Prominent Judge Kathy Satchwell gives a talk to Wits University students about being a woman judge. The Constitutional Court has appointed too few woman justices to be indicative of true gender transformation in South Africa. Picture: Sharon Seretlo

Prominent Judge Kathy Satchwell gives a talk to Wits University students about being a woman judge. The Constitutional Court has appointed too few woman justices to be indicative of true gender transformation in South Africa. Picture: Sharon Seretlo

Published Jan 31, 2013

Share

SINCE the shortlist of candidates to be interviewed for the Constitutional Court vacancy was made public there has been much concern voiced regarding the absence of women from the list. Many points have been raised about the unacceptablility of the status quo – only two out of 11 Constitutional Court justices are female.

It has rightly been noted that this proves an appalling lack of commitment to judicial transformation. NGOs and the Law Society of SA have justifiably called for a readvertisement of the vacancy to call for woman nominees only.

Some lawyers are suggesting recruit-ment from within academia where a few highly qualified female candidates have been singled out as suitable candidates.

A compelling argument for gender equality in the judiciary is that South Africa is obliged under international human rights law to increase the number of woman judges. As a party to the UN Convention on the Elimination of Discrimination Against Women (Cedaw), South Africa must take measures to eliminate discrimination against women in all spheres.
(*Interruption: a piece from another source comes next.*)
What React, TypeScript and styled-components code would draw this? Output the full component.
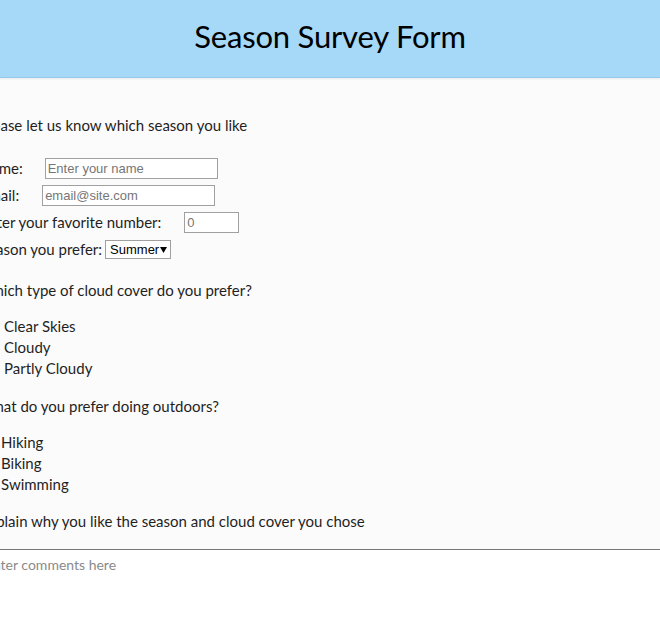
import styled, { createGlobalStyle } from 'styled-components'

const GlobalStyle = createGlobalStyle`
  html, body {
    margin: 0;
    padding: 0;
    background-color: #fbfbfb;
    overflow: hidden;
  }
  body {
    font-family: Lato, 'Noto Sans', sans-serif;
    color: #1f1f1f;
  }
`

const Header = styled.header`
  box-sizing: border-box;
  height: 78px;
  padding-bottom: 5px;
  background-color: #a6d8f7;
  border-bottom: 1px solid #96c9ea;
  box-shadow: 0 1px 2px rgba(0, 0, 0, 0.08);
  display: flex;
  align-items: center;
  justify-content: center;
`

const Title = styled.h1`
  margin: 0;
  font-size: 31px;
  font-weight: 400;
  letter-spacing: -0.2px;
  color: #000;
`

const Form = styled.form`
  margin-left: -20px;
  width: calc(100% + 20px);
  font-size: 15px;
  line-height: 21px;
`

const Intro = styled.p`
  margin: 37px 0 22px;
`

const Field = styled.div`
  display: flex;
  align-items: center;
  height: 21px;
  margin-bottom: 6px;
`

const Label = styled.label<{ $gap?: number }>`
  margin-right: ${(p) => p.$gap ?? 23}px;
`

const TextInput = styled.input<{ $width: number }>`
  box-sizing: border-box;
  width: ${(p) => p.$width}px;
  height: 21px;
  padding: 1px 2px;
  border: 1px solid #a0a0a0;
  border-radius: 0;
  background: #fff;
  font-family: 'Liberation Sans', Arial, sans-serif;
  font-size: 13px;
  color: #222;
  &::placeholder {
    color: #767676;
  }
`

const Select = styled.select`
  box-sizing: border-box;
  height: 19px;
  width: 66px;
  padding: 0 10px 0 4px;
  border: 1px solid #a0a0a0;
  border-radius: 0;
  background-color: #fff;
  font-family: 'Liberation Sans', Arial, sans-serif;
  font-size: 13px;
  color: #000;
  appearance: none;
  background-image: url("data:image/svg+xml;utf8,<svg xmlns='http://www.w3.org/2000/svg' width='8' height='8' viewBox='0 0 8 8'><path d='M0 1h7L3.5 7z' fill='black'/></svg>");
  background-repeat: no-repeat;
  background-position: right 2px center;
`

const Question = styled.p<{ $top: number }>`
  margin: ${(p) => p.$top}px 0 15px;
`

const Options = styled.div`
  display: flex;
  flex-direction: column;
`

const Option = styled.label<{ $shift?: number }>`
  display: flex;
  align-items: center;
  height: 21px;
  input {
    margin: 0 ${(p) => p.$shift ?? 6}px 0 5px;
    width: 13px;
    height: 13px;
  }
`

const Comments = styled.textarea`
  display: block;
  box-sizing: border-box;
  width: 100%;
  height: 90px;
  margin-top: 17px;
  padding: 6px 5px;
  border: none;
  border-top: 1px solid #777;
  background: #fff;
  font-family: Lato, 'Noto Sans', sans-serif;
  font-size: 14px;
  resize: none;
  &::placeholder {
    color: #8a8a8a;
  }
`

export default function App() {
  return (
    <>
      <GlobalStyle />
      <Header>
        <Title>Season Survey Form</Title>
      </Header>
      <Form>
        <Intro>Please let us know which season you like</Intro>
        <Field>
          <Label $gap={22}>Name:</Label>
          <TextInput $width={173} placeholder="Enter your name" />
        </Field>
        <Field>
          <Label>Email:</Label>
          <TextInput $width={173} type="email" placeholder="email@site.com" />
        </Field>
        <Field>
          <Label>Enter your favorite number:</Label>
          <TextInput $width={55} type="number" placeholder="0" />
        </Field>
        <Field>
          <Label $gap={3}>Season you prefer:</Label>
          <Select defaultValue="Summer">
            <option>Spring</option>
            <option>Summer</option>
            <option>Fall</option>
            <option>Winter</option>
          </Select>
        </Field>

        <Question $top={20}>Which type of cloud cover do you prefer?</Question>
        <Options>
          {['Clear Skies', 'Cloudy', 'Partly Cloudy'].map((o) => (
            <Option key={o}>
              <input type="radio" name="cloud" />
              {o}
            </Option>
          ))}
        </Options>

        <Question $top={17}>What do you prefer doing outdoors?</Question>
        <Options>
          {['Hiking', 'Biking', 'Swimming'].map((o) => (
            <Option key={o} $shift={3}>
              <input type="checkbox" />
              {o}
            </Option>
          ))}
        </Options>

        <Question $top={16}>Explain why you like the season and cloud cover you chose</Question>
        <Comments placeholder="Enter comments here" />
      </Form>
    </>
  )
}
The AU Protocol to the African Charter on Human and Peoples’ Rights on the Rights of Women in Africa (Women’s Protocol), to which South Africa is a party, places it under the same obligation.

In 2011, the UN Cedaw Committee, comprising international experts on women’s human rights, recommended that South Africa take measures to accelerate women’s full and equal participation in public and political life. It singled out the judiciary in particular.

This followed an observation that there was a lack of progress in increasing the number of women in the judiciary. Under the treaty, South Africa is obliged to follow up on the recommen-dation and report back to it in 2014. Increasing the number of women in courts, such as the Constitutional Court, is precisely the type of result that the committee would expect.

International law, as articulated in Cedaw and the Women’s Rights Protocol, does not only require equality in law but seeks equality of results – substantive equality. The Judicial Service Commission (JSC) is expected to contribute to ensuring South Africa guarantee substantive equality.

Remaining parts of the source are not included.